In a case where the first composite layer 110, the substrate layer 120, and the second composite layer 130 are rolled together, the rolling may be performed in accordance with any suitable method as would be understood by those having ordinary skill in the art. For example, the rolling may be performed by pressing with a pressurized roller provided in a roll press or the like, or by pressing over the entire surface of the electrode with a plate press.

For example, in the forming of the second composite layer 130 (S300), the rolling process may include applying a pressure of 10 kg/cm² to 100 tons/cm², and heating at a temperature of 100° C. to 200° C. The heat treatment may include both heating while performing the rolling process or performing the rolling process in a state where the elements are heated prior to the rolling process.

In addition, the method of manufacturing a dry electrode according to some embodiments of the present disclosure may further include, after the depositing of the substrate layer (S200), disposing an electrode tab 140 on a side of the substrate layer 120 opposite a side of the substrate layer 120 facing the first composite layer 110. The electrode tab 140 may be joined by welding to a first surface or a second surface of the substrate layer 120 in a state where the substrate layer 120 is deposited on the first composite layer 110.

The method of manufacturing a dry electrode according to some other embodiments of the present disclosure may further include, after the dry-forming of the first composite layer (S100), disposing an electrode tab 140 on the first composite layer 110. In the depositing of the substrate layer (S200), in a state where the electrode tab 140 is disposed on the first surface of the first composite layer 110, the substrate layer may be deposited on the same first surface.
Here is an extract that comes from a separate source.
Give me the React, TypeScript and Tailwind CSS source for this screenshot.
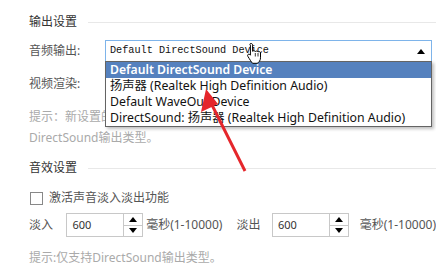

The depositing of the substrate layer (S200) may be performed by depositing the substrate layer 120 on the first surface of the first composite layer 110 to which the electrode tab 140 is attached in a state where the electrode tab 140 is joined to (e.g., connected to or attached to) the first composite layer 110.

The dry electrode according to some embodiments of the present invention may not have poor adhesion between the composite layer and the substrate layer, like that in a comparative dry process in which the adhesion surface area is increased by the substrate layer 120 deposited on the first surface of the first composite layer 110. In addition, an electrical conductivity may be improved because voids formed in the first composite layer 110 may be filled in the vapor deposition process of the substrate layer 120.

Although the present disclosure has been described with reference to embodiments and drawings illustrating aspects thereof, the present disclosure is not limited thereto. Various modifications and variations can be made by a person skilled in the art to which the present disclosure belongs within the scope of the technical spirit of the present disclosure and the claims and their equivalents, below.